Para uns não há crise, porque desde que o mundo é mundo, e como já dizia Freud, os homens querem sexo: sexo três vezes ao dia, de preferência com três mulheres diferentes, sexo novo, sexo sempre. Como é impossível, toda a civilização segue sendo essa colossal obra da sublimação: foguetes, livros, estádios de futebol, computadores, antibióticos, usinas hidrelétricas, a ciência e a arte se alimentando do hiato deixado pela impossibilidade de sexo sempre.
Para esses não há crise, apenas uma arenga de sapos preocupados em como inchar o peito para atrair as fêmeas —que continuam as mesmas, dizem, seguros de si.
Para outros a crise não só existe como é grave, porque obriga os homens a tocar na crosta endurecida de sua afetividade. Homem ainda prefere dividir com outro homem coisas como futebol, a bebida ou o churrasco do domingo, como se não tivessem interioridade", diz P., 34, recém divorciado.
"Crise de identidade", para a maioria dos homens parece soar como coisa localizada —a crise dos 40, por exemplo, de caráter predominantemente sexual, relacionada ao medo da impotência—, ou pura "viadagem".
Com segurança, fala sobre isso F., 31, casado: "Não sei se é viadagem. Mas não tem nada de tão novo assim. Imagino que a diferença entre o homem de hoje e de 20 anos atrás é o fato de ele lidar com a verbalização do desejo da mulher. Para gente da minha idade, que cresceu com isso, não há problema. Deve ser coisa dos 40".
Alguns, como N., 45, casado, acham que a crise existe, mas os homens custam a reconhecê-la: "há resistência nos homens em admitir o conflito, porque significaria admitir uma fraqueza inaceitável ainda hoje para eles".
"Viadagem", declara L., 33, solteiro, horrorizado com a possibilidade de que haja um movimento auto-intitulado "masculinista": "Me desculpe, mas homem não precisa disso. A gente e continua dominando o mundo. Não que eu ache bom. Mas é assim. Isso para mim é pura viadagem."
A literatura da crise de identidade masculina tem vendido como água nos Estados Unidos. Aqui por essas paragens —terra de meu avô, digamos, sertanejo, "neto de ciganos e neto de selvagens", como diria Graciliano Ramos—, será que venderia?

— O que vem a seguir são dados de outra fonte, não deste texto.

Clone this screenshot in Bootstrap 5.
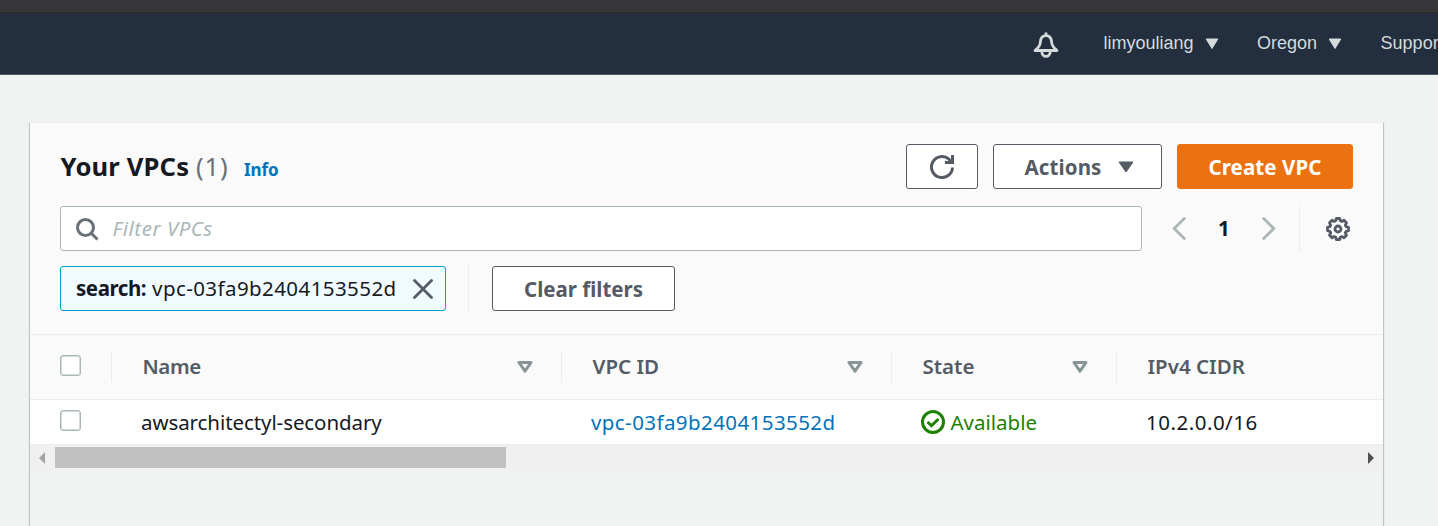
<!DOCTYPE html>
<html lang="en">
<head>
<meta charset="utf-8">
<title>Your VPCs</title>
<meta name="viewport" content="width=device-width, initial-scale=1">
<link href="https://cdn.jsdelivr.net/npm/bootstrap@5.3.0/dist/css/bootstrap.min.css" rel="stylesheet">
<style>
html{overflow:hidden}
body{font-family:"Noto Sans","Open Sans",sans-serif;font-size:20.5px;line-height:30px;color:#16191f;background:#f1f3f3;height:526px;overflow:hidden}
svg{display:block;flex:none}
.chrome-strip{height:13px;background:#363639;border-bottom:1px solid #29292b}
.topnav{height:62px;background:#232f3e;border-bottom:1px solid #545b64;font:18px/26px "Liberation Sans",Arial,sans-serif;color:#d5dbdb;padding-left:1033px;overflow:hidden;white-space:nowrap}
.topnav span{margin-top:-2px}
.topnav .bell{margin:3px 45px 0 -.5px}
.topnav .caret{margin:0 38.5px 0 11px}
.topnav .caret+span+.caret{margin:0 39px 0 10.5px}
.panel{width:1353px;height:410px;margin:47px 0 0 30px;box-shadow:0 1px 1px 0 rgba(0,28,36,.3),1px 1px 1px 0 rgba(0,28,36,.17),-1px 1px 1px 0 rgba(0,28,36,.17);border-top:1px solid #eaeded}
.panel-head{height:211px;background:#fafafa;padding:21px 30px 0}
.panel h1{font-size:25.6px;line-height:36px;font-weight:700;letter-spacing:.15px;padding:3px 0 0 .5px}
.panel h1 .count{color:#687078;font-weight:400;letter-spacing:.9px}
.panel h1 a{font-size:17px;letter-spacing:-.1px;color:#0073bb;margin-left:8.5px}
.awsbtn,.awsbtn:hover{height:45px;border:1px solid #545b64;border-radius:3px;background:#fff;color:#545b64;font-weight:700;font-size:20.5px;line-height:42px;padding:0;display:flex;align-items:center;justify-content:center}
.awsbtn.orange{width:176px;background:#ec7211;border-color:#ec7211;color:#fff;letter-spacing:.1px}
.filter{width:1082px;height:45px;border:1px solid #aab7b8;border-radius:3px;background:#fff;padding-left:15px;color:#aab7b8;font-style:italic;letter-spacing:.5px}
.filter span{margin-top:-2px}
.token{width:386px;height:45px;border:1px solid #00a1c9;border-radius:3px;background:#f1faff;padding:0 12px 0 15px}
.token b,.token span{margin-top:-2px}
.token b{letter-spacing:-.45px;margin-right:6px}
.ident{letter-spacing:.42px}
.rule{width:1px;height:45px;background:#eaeded}
.cols{display:grid;grid-template-columns:81px 450px 330px 225px 267px;align-items:center}
.cols-head{height:66px;background:#fafafa;border-top:1px solid #eaeded;border-bottom:1px solid #eaeded;color:#545b64;font-weight:600}
.cols-head>div{margin-top:-2px}
.cols-head>div:first-child{margin-top:-4px}
.cols-head>div+div{border-left:1px solid #eaeded;height:31px;padding:0 28px 0 30.5px;display:flex;align-items:center;justify-content:space-between}
.cols-body{height:44px;background:#fff}
.cols-body>div+div{padding-left:30px}
.cols-body>div:first-child{margin-top:-3px}
.link-id{color:#0073bb;text-decoration:none}
.ok{color:#1d8102}
.cbox{width:21px;height:21px;margin-left:30px;border:1px solid #aab7b8;box-shadow:inset 0 0 0 .5px #aab7b8;border-radius:3px;background:#fff}
.hscroll{height:26px;background:#f0f0f0;border-top:1px solid #eaeded;padding:0 9px}
.thumb{width:451px;height:21px;background:#c1c1c1;margin:0 auto 0 10px}
</style>
</head>
<body>
<div class="chrome-strip"></div>
<nav class="topnav d-flex align-items-center">
  <svg class="bell" width="26" height="27" viewBox="0 0 26 27" fill="none" stroke="#d5dbdb" stroke-width="2.800" stroke-linejoin="round"><path d="M13 .5v3M2 18.500h22c-3-2.500-5-4-5.300-8C18.400 6 16 3.700 13 3.700S7.600 6 7.300 10.500C7 14.500 5 16 2 18.500zM8.800 19.500a4.200 4.900 0 0 0 8.400 0"/></svg>
  <span>limyouliang</span>
  <svg class="caret" width="14" height="12"><path d="M1.200 1h11.600L7 10.500z" fill="#d5dbdb" stroke="#d5dbdb" stroke-linejoin="round"/></svg>
  <span>Oregon</span>
  <svg class="caret" width="14" height="12"><path d="M1.200 1h11.600L7 10.500z" fill="#d5dbdb" stroke="#d5dbdb" stroke-linejoin="round"/></svg>
  <span>Suppor</span>
</nav>
<main class="panel">
  <div class="panel-head">
    <div class="d-flex align-items-center" style="height:45px">
      <h1 class="mb-0 me-auto">Your VPCs <span class="count">(1)</span> <a class="text-decoration-none" href="#">Info</a></h1>
      <button class="btn awsbtn" style="width:72px" aria-label="Refresh"><svg width="24" height="24" viewBox="0 0 24 24" fill="none" stroke="#545b64" stroke-width="3"><path d="M22.500 12.500A10.500 10.500 0 1 1 19 4.200L21 7M22.500 0v7.500H15"/></svg></button>
      <button class="btn awsbtn" style="width:169px;margin:0 15px;letter-spacing:.1px"><span style="margin-left:4px">Actions</span><svg width="16" height="12" style="margin-left:17px"><path d="M1 1h14L8 11z" fill="#545b64" stroke="#545b64" stroke-linejoin="round"/></svg></button>
      <button class="btn awsbtn orange">Create VPC</button>
    </div>
    <div class="d-flex align-items-center" style="margin-top:17px">
      <div class="filter d-flex align-items-center"><svg width="23" height="23" viewBox="0 0 23 23" fill="none" stroke="#687078" stroke-width="3" style="margin:1px 13.500px 0 0"><circle cx="9.500" cy="9.500" r="8"/><path d="M15 15l6.500 6.500"/></svg><span>Filter VPCs</span></div>
      <svg width="14" height="23" fill="none" stroke="#aab7b8" stroke-width="2.800" stroke-linecap="round" style="margin-left:30px"><path d="M12.300 1.500L2.200 11.500l10.100 10"/></svg>
      <b style="margin:-1px 32px 0 32px">1</b>
      <svg width="14" height="23" fill="none" stroke="#aab7b8" stroke-width="2.800" stroke-linecap="round"><path d="M1.700 1.500l10.100 10-10.100 10"/></svg>
      <div class="rule" style="margin:0 26px 0 23.500px"></div>
      <svg width="24" height="24" viewBox="0 0 24 24" fill="none" stroke="#545b64" stroke-width="2.800" stroke-linejoin="round"><path d="M10.400 1.500h3.200l.7 2.200 1.600.7 2.100-1.100 2.500 2.500-1.200 2.200.8 1.600 2.400.8v3.200l-2.400.8-.8 1.600 1.200 2.200-2.500 2.500-2.100-1.100-1.600.7-.7 2.200h-3.200l-.7-2.200-1.600-.7L6 20.700l-2.500-2.500L4.700 16l-.8-1.600-2.400-.8v-3.200l2.400-.8L4.700 8 3.500 5.800 6 3.300l2.100 1.100 1.600-.7z"/><circle cx="12" cy="12" r="3"/></svg>
    </div>
    <div class="d-flex align-items-center" style="margin-top:15px">
      <div class="token d-flex align-items-center"><b>search:</b><span class="ident">vpc-03fa9b2404153552d</span><svg class="ms-auto" width="20" height="20" stroke="#545b64" stroke-width="2.800" stroke-linecap="round"><path d="M1.500 1.500l17 17M18.500 1.500l-17 17"/></svg></div>
      <div class="rule" style="margin:0 23px 0 22px"></div>
      <button class="btn awsbtn" style="width:183px">Clear filters</button>
    </div>
  </div>
  <div class="cols cols-head">
    <div><div class="cbox"></div></div>
    <div><span style="letter-spacing:-.4px">Name</span><svg width="16" height="13" fill="none" stroke="#879596" stroke-width="3" stroke-linejoin="round"><path d="M2 2.500h12L8 11.200z"/></svg></div>
    <div>VPC ID<svg width="16" height="13" fill="none" stroke="#879596" stroke-width="3" stroke-linejoin="round"><path d="M2 2.500h12L8 11.200z"/></svg></div>
    <div>State<svg width="16" height="13" fill="none" stroke="#879596" stroke-width="3" stroke-linejoin="round"><path d="M2 2.500h12L8 11.200z"/></svg></div>
    <div>IPv4 CIDR</div>
  </div>
  <div class="cols cols-body">
    <div><div class="cbox"></div></div>
    <div style="letter-spacing:-.08px">awsarchitectyl-secondary</div>
    <div><a class="link-id ident" href="#">vpc-03fa9b2404153552d</a></div>
    <div class="ok d-flex align-items-center"><svg width="24" height="24" fill="none" stroke="#1d8102" stroke-width="3" style="margin-right:5.500px"><circle cx="12" cy="12" r="10.500"/><path d="M6.500 12l4 3.700 7-6.700"/></svg>Available</div>
    <div style="letter-spacing:.5px">10.2.0.0/16</div>
  </div>
  <div class="hscroll d-flex align-items-center">
    <svg width="6" height="12"><path d="M6 0v12L0 6z" fill="#a3a3a3"/></svg>
    <div class="thumb"></div>
    <svg width="6" height="12"><path d="M0 0v12l6-6z" fill="#505050"/></svg>
  </div>
</main>
<script src="https://cdn.jsdelivr.net/npm/bootstrap@5.3.0/dist/js/bootstrap.bundle.min.js"></script>
</body>
</html>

Verdade que a crise parece ser burguesa (como todas as crises que não de fome, sede e subsistência), crise do homem de papel, do homem de jornal e vidro, do yuppiezinho de óculos e idéias obscuras.
Mas aqui ela parece ser vista com enorme desconfiança, como se a mera possibilidade da existência da crise já significasse uma ameaça à masculinidade, à virilidade. Todos os entrevistados proibiram a publicação de seus nomes.
As falas da maioria deles terminavam sempre numa polarização macho/não-macho. Como se o assunto "homens" só pudesse ser tratado a partir de uma situação reconhecidamente masculina como um campo de futebol, por exemplo —pela lógica da grama, da bola, do drible e do gol fica-se mais à vontade. Qualquer outra abordagem do universo masculino —debates, teorias— soava ameaçadora a ponto de aquela massa de homens de arquibancada poder, como num passe de mágicas, se transformar numa massa de homens de boate gay, faces intercambiáveis de uma mesma moeda.
As reações desses homens ao tema me lembraram uma experiência. Visitando uma boate gay, olhei lá de cima, do andar superior, aquela excitante massa de homens na pista de dança lá embaixo. Cinco ou seis mulheres, lésbicas ou curiosas, entre duas centenas de salientes pomos-de-adão.
O amigo que me acompanhava olhou espantado e constrangido, achando que eu vomitava o ambiente, numa manifestação de rejeição. Disse que não, era a bebida. Ou foi um pouco da mistura do mundo batendo no estômago: meu pai, os tios militares, um fascínio infantil por homens de uniforme.
Imaginei que a crise de identidade dos homens, se existe, deve passar pelo peso de um uniforme, pela necessidade dos pastos demarcados, pelo olhar pasmado diante da mistura do mundo, como dizia Guimarães Rosa.